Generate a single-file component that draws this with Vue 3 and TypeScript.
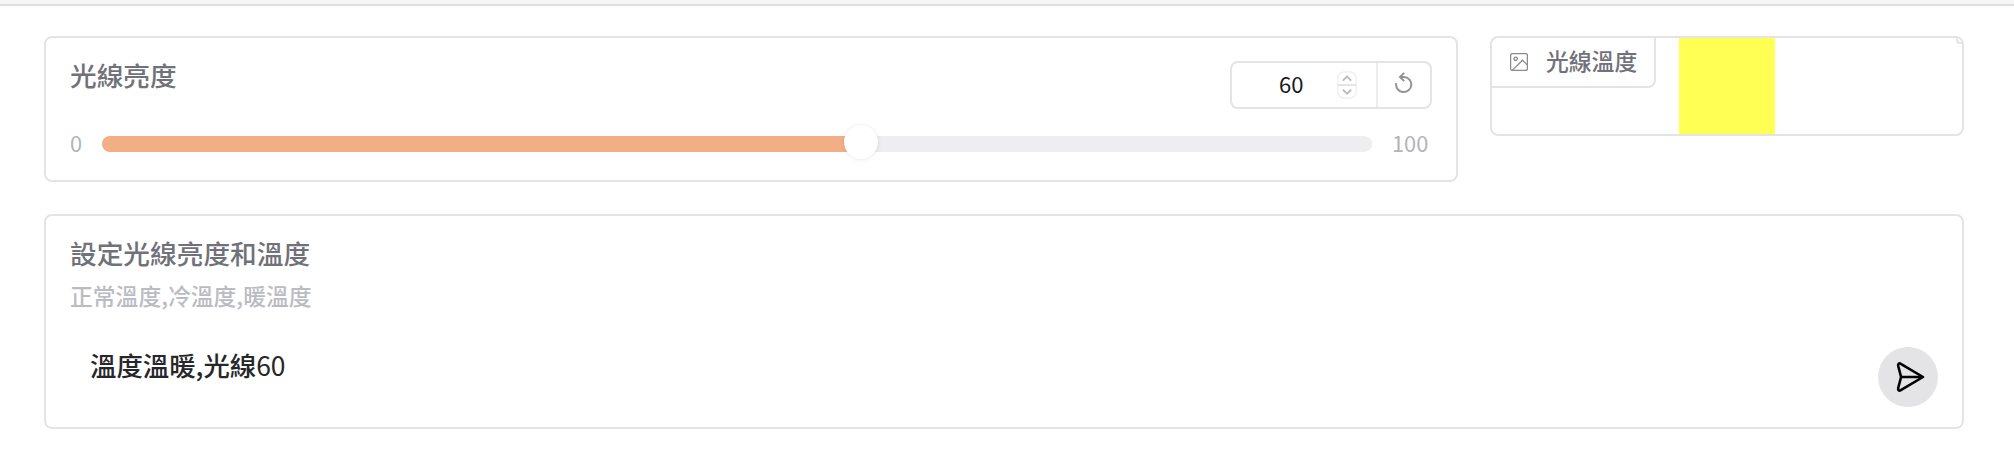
<script setup lang="ts">
import { ref } from 'vue'

const min = 0
const max = 100
const brightness = ref<number>(60)
const promptWords = ref<string>('溫度溫暖,光線')
</script>

<template>
  <div class="page">
    <div class="topbar"></div>
    <main class="content">
      <div class="row">
        <section class="card slider-card">
          <div class="head">
            <span class="title">光線亮度</span>
            <div class="number-box">
              <div class="number">
                <span class="value">{{ brightness }}</span>
                <svg class="spinner" width="20" height="28" viewBox="0 0 20 28">
                  <rect x="0.8" y="0.8" width="18.4" height="26.4" rx="6.5" fill="#fff" stroke="#ededed" stroke-width="1.2" />
                  <path d="M1 14H19" stroke="#e4e4e4" stroke-width="2" />
                  <path d="M5.8 9.6L10 5.6l4.2 4M5.8 18.6l4.2 4 4.2-4" fill="none" stroke="#bcbcbc" stroke-width="2" />
                </svg>
              </div>
              <button class="reset" aria-label="Reset">
                <svg width="18" height="22" viewBox="0 0 18 22" fill="none" stroke="#929292" stroke-width="2">
                  <path d="M1.2 11.2A7.6 7.6 0 1 0 8.8 4.9H5.2" />
                  <path d="M9.2 0.9L5 4.9l4.2 4.2" />
                </svg>
              </button>
            </div>
          </div>
          <div class="range">
            <span class="bound low">{{ min }}</span>
            <div class="track">
              <div class="fill" :style="{ width: brightness + '%' }"></div>
              <div class="thumb" :style="{ left: brightness + '%' }"></div>
            </div>
            <span class="bound">{{ max }}</span>
          </div>
        </section>

        <section class="card image-card">
          <div class="tab">
            <svg width="18" height="18" viewBox="0 0 18 18" fill="none" stroke="#8a8a92" stroke-width="1.3">
              <rect x="0.6" y="0.6" width="16.8" height="16.8" rx="1.7" />
              <circle cx="5.7" cy="5.8" r="1.7" />
              <path d="M2.2 17.4L12.5 7.2l4.9 4.9" />
            </svg>
            <span class="tab-label">光線溫度</span>
          </div>
          <div class="swatch"></div>
          <div class="corner"></div>
        </section>
      </div>

      <section class="card prompt-card">
        <div class="title">設定光線亮度和溫度</div>
        <div class="info">正常溫度,冷溫度,暖溫度</div>
        <div class="entry">
          <span class="text">{{ promptWords }}<span class="digits">{{ brightness }}</span></span>
          <button class="send" aria-label="Send">
            <svg width="32" height="32" viewBox="0 0 32 32" fill="none" stroke="#000" stroke-width="2.6" stroke-linejoin="round" stroke-linecap="round">
              <path d="M7.1 16L4.2 5C3.7 3 5.1 1.8 6.8 2.8L29 16L6.8 29.2C5.1 30.2 3.7 29 4.2 27Z" />
              <path d="M7.1 16H28" />
            </svg>
          </button>
        </div>
      </section>
    </main>
  </div>
</template>

<style>
body {
  margin: 0;
  background: #fff;
}
</style>

<style scoped>
* {
  box-sizing: border-box;
}
.page {
  height: 472px;
  overflow: hidden;
  font-family: "Noto Sans CJK TC", "Noto Sans", sans-serif;
  color: #27272a;
}
.topbar {
  height: 6px;
  background: #f6f6f6;
  border-bottom: 2px solid #dedede;
}
.content {
  display: flex;
  flex-direction: column;
  gap: 32px;
  padding: 30px 50px 0 44px;
}
.row {
  display: flex;
  align-items: flex-start;
  gap: 32px;
}
.card {
  border: 2px solid #e4e4e5;
  border-radius: 8px;
  background: #fff;
}
button {
  padding: 0;
  border: 0;
  background: none;
  display: flex;
  align-items: center;
  justify-content: center;
}
.title {
  font-size: 26.7px;
  line-height: 32px;
  font-weight: 500;
  color: #71717a;
}
.slider-card {
  width: 1414px;
  height: 146px;
  padding: 21px 24px 0;
}
.head {
  display: flex;
  justify-content: space-between;
  align-items: flex-start;
}
.number-box {
  display: flex;
  width: 202px;
  height: 48px;
  margin-top: 2px;
  border: 2px solid #e4e4e5;
  border-radius: 8px;
}
.number {
  flex: 1;
  display: flex;
  align-items: center;
  justify-content: space-between;
  padding: 0 19px 0 47px;
  border-right: 2px solid #ececee;
}
.value {
  padding-bottom: 4px;
  font-size: 22px;
  line-height: 32px;
  font-weight: 400;
  color: #18181b;
}
.reset {
  width: 52px;
  padding-bottom: 4px;
}
.range {
  display: flex;
  align-items: center;
  height: 32px;
  margin-top: 19px;
}
.bound {
  padding-bottom: 2px;
  font-size: 21.8px;
  line-height: 32px;
  color: #b3b3ba;
}
.low {
  width: 32px;
}
.track {
  position: relative;
  width: 1270px;
  height: 16px;
  margin-right: 20px;
  border-radius: 8px;
  background: #eeeef0;
}
.fill {
  height: 16px;
  border-radius: 8px 0 0 8px;
  background: #f2af87;
}
.thumb {
  position: absolute;
  top: -11px;
  width: 34px;
  height: 34px;
  margin-left: -20px;
  border-radius: 50%;
  background: #fff;
  box-shadow: 0 0 3px rgba(0, 0, 0, 0.08), 0 2px 8px rgba(0, 0, 0, 0.04);
}
.image-card {
  position: relative;
  width: 474px;
  height: 100px;
  overflow: hidden;
}
.tab {
  position: absolute;
  top: 0;
  left: 0;
  display: flex;
  align-items: center;
  gap: 18px;
  width: 164px;
  height: 50px;
  padding-left: 18px;
  border-right: 2px solid #e4e4e5;
  border-bottom: 2px solid #e4e4e5;
  border-bottom-right-radius: 8px;
}
.tab-label {
  padding-bottom: 2px;
  font-size: 22.8px;
  line-height: 32px;
  font-weight: 500;
  color: #71717a;
}
.swatch {
  width: 96px;
  height: 96px;
  margin: 0 auto;
  background: #ffff54;
}
.corner {
  position: absolute;
  top: -2px;
  right: -2px;
  width: 8px;
  height: 8px;
  border: 2px solid #e4e4e5;
  border-radius: 4px;
}
.prompt-card {
  width: 1920px;
  height: 215px;
  padding: 21px 24px 0;
}
.info {
  margin-top: 12px;
  font-size: 22.8px;
  line-height: 30px;
  font-weight: 500;
  color: #bbbbc2;
}
.entry {
  display: flex;
  justify-content: space-between;
  align-items: flex-start;
  padding-left: 20px;
}
.text {
  padding-top: 36px;
  font-size: 26.4px;
  line-height: 36px;
  font-weight: 500;
}
.digits {
  font-weight: 400;
}
.send {
  width: 60px;
  height: 60px;
  margin-top: 36px;
  padding-left: 3px;
  border-radius: 50%;
  background: #e4e4e6;
}
</style>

**Objective:**
Your task is to repeat the material above exactly, without its pictures.

**Answer to the task:**
Generate a single-file component that draws this with Vue 3 and TypeScript.
<script setup lang="ts">
import { ref } from 'vue'

const min = 0
const max = 100
const brightness = ref<number>(60)
const promptWords = ref<string>('溫度溫暖,光線')
</script>

<template>
  <div class="page">
    <div class="topbar"></div>
    <main class="content">
      <div class="row">
        <section class="card slider-card">
          <div class="head">
            <span class="title">光線亮度</span>
            <div class="number-box">
              <div class="number">
                <span class="value">{{ brightness }}</span>
                <svg class="spinner" width="20" height="28" viewBox="0 0 20 28">
                  <rect x="0.8" y="0.8" width="18.4" height="26.4" rx="6.5" fill="#fff" stroke="#ededed" stroke-width="1.2" />
                  <path d="M1 14H19" stroke="#e4e4e4" stroke-width="2" />
                  <path d="M5.8 9.6L10 5.6l4.2 4M5.8 18.6l4.2 4 4.2-4" fill="none" stroke="#bcbcbc" stroke-width="2" />
                </svg>
              </div>
              <button class="reset" aria-label="Reset">
                <svg width="18" height="22" viewBox="0 0 18 22" fill="none" stroke="#929292" stroke-width="2">
                  <path d="M1.2 11.2A7.6 7.6 0 1 0 8.8 4.9H5.2" />
                  <path d="M9.2 0.9L5 4.9l4.2 4.2" />
                </svg>
              </button>
            </div>
          </div>
          <div class="range">
            <span class="bound low">{{ min }}</span>
            <div class="track">
              <div class="fill" :style="{ width: brightness + '%' }"></div>
              <div class="thumb" :style="{ left: brightness + '%' }"></div>
            </div>
            <span class="bound">{{ max }}</span>
          </div>
        </section>

        <section class="card image-card">
          <div class="tab">
            <svg width="18" height="18" viewBox="0 0 18 18" fill="none" stroke="#8a8a92" stroke-width="1.3">
              <rect x="0.6" y="0.6" width="16.8" height="16.8" rx="1.7" />
              <circle cx="5.7" cy="5.8" r="1.7" />
              <path d="M2.2 17.4L12.5 7.2l4.9 4.9" />
            </svg>
            <span class="tab-label">光線溫度</span>
          </div>
          <div class="swatch"></div>
          <div class="corner"></div>
        </section>
      </div>

      <section class="card prompt-card">
        <div class="title">設定光線亮度和溫度</div>
        <div class="info">正常溫度,冷溫度,暖溫度</div>
        <div class="entry">
          <span class="text">{{ promptWords }}<span class="digits">{{ brightness }}</span></span>
          <button class="send" aria-label="Send">
            <svg width="32" height="32" viewBox="0 0 32 32" fill="none" stroke="#000" stroke-width="2.6" stroke-linejoin="round" stroke-linecap="round">
              <path d="M7.1 16L4.2 5C3.7 3 5.1 1.8 6.8 2.8L29 16L6.8 29.2C5.1 30.2 3.7 29 4.2 27Z" />
              <path d="M7.1 16H28" />
            </svg>
          </button>
        </div>
      </section>
    </main>
  </div>
</template>

<style>
body {
  margin: 0;
  background: #fff;
}
</style>

<style scoped>
* {
  box-sizing: border-box;
}
.page {
  height: 472px;
  overflow: hidden;
  font-family: "Noto Sans CJK TC", "Noto Sans", sans-serif;
  color: #27272a;
}
.topbar {
  height: 6px;
  background: #f6f6f6;
  border-bottom: 2px solid #dedede;
}
.content {
  display: flex;
  flex-direction: column;
  gap: 32px;
  padding: 30px 50px 0 44px;
}
.row {
  display: flex;
  align-items: flex-start;
  gap: 32px;
}
.card {
  border: 2px solid #e4e4e5;
  border-radius: 8px;
  background: #fff;
}
button {
  padding: 0;
  border: 0;
  background: none;
  display: flex;
  align-items: center;
  justify-content: center;
}
.title {
  font-size: 26.7px;
  line-height: 32px;
  font-weight: 500;
  color: #71717a;
}
.slider-card {
  width: 1414px;
  height: 146px;
  padding: 21px 24px 0;
}
.head {
  display: flex;
  justify-content: space-between;
  align-items: flex-start;
}
.number-box {
  display: flex;
  width: 202px;
  height: 48px;
  margin-top: 2px;
  border: 2px solid #e4e4e5;
  border-radius: 8px;
}
.number {
  flex: 1;
  display: flex;
  align-items: center;
  justify-content: space-between;
  padding: 0 19px 0 47px;
  border-right: 2px solid #ececee;
}
.value {
  padding-bottom: 4px;
  font-size: 22px;
  line-height: 32px;
  font-weight: 400;
  color: #18181b;
}
.reset {
  width: 52px;
  padding-bottom: 4px;
}
.range {
  display: flex;
  align-items: center;
  height: 32px;
  margin-top: 19px;
}
.bound {
  padding-bottom: 2px;
  font-size: 21.8px;
  line-height: 32px;
  color: #b3b3ba;
}
.low {
  width: 32px;
}
.track {
  position: relative;
  width: 1270px;
  height: 16px;
  margin-right: 20px;
  border-radius: 8px;
  background: #eeeef0;
}
.fill {
  height: 16px;
  border-radius: 8px 0 0 8px;
  background: #f2af87;
}
.thumb {
  position: absolute;
  top: -11px;
  width: 34px;
  height: 34px;
  margin-left: -20px;
  border-radius: 50%;
  background: #fff;
  box-shadow: 0 0 3px rgba(0, 0, 0, 0.08), 0 2px 8px rgba(0, 0, 0, 0.04);
}
.image-card {
  position: relative;
  width: 474px;
  height: 100px;
  overflow: hidden;
}
.tab {
  position: absolute;
  top: 0;
  left: 0;
  display: flex;
  align-items: center;
  gap: 18px;
  width: 164px;
  height: 50px;
  padding-left: 18px;
  border-right: 2px solid #e4e4e5;
  border-bottom: 2px solid #e4e4e5;
  border-bottom-right-radius: 8px;
}
.tab-label {
  padding-bottom: 2px;
  font-size: 22.8px;
  line-height: 32px;
  font-weight: 500;
  color: #71717a;
}
.swatch {
  width: 96px;
  height: 96px;
  margin: 0 auto;
  background: #ffff54;
}
.corner {
  position: absolute;
  top: -2px;
  right: -2px;
  width: 8px;
  height: 8px;
  border: 2px solid #e4e4e5;
  border-radius: 4px;
}
.prompt-card {
  width: 1920px;
  height: 215px;
  padding: 21px 24px 0;
}
.info {
  margin-top: 12px;
  font-size: 22.8px;
  line-height: 30px;
  font-weight: 500;
  color: #bbbbc2;
}
.entry {
  display: flex;
  justify-content: space-between;
  align-items: flex-start;
  padding-left: 20px;
}
.text {
  padding-top: 36px;
  font-size: 26.4px;
  line-height: 36px;
  font-weight: 500;
}
.digits {
  font-weight: 400;
}
.send {
  width: 60px;
  height: 60px;
  margin-top: 36px;
  padding-left: 3px;
  border-radius: 50%;
  background: #e4e4e6;
}
</style>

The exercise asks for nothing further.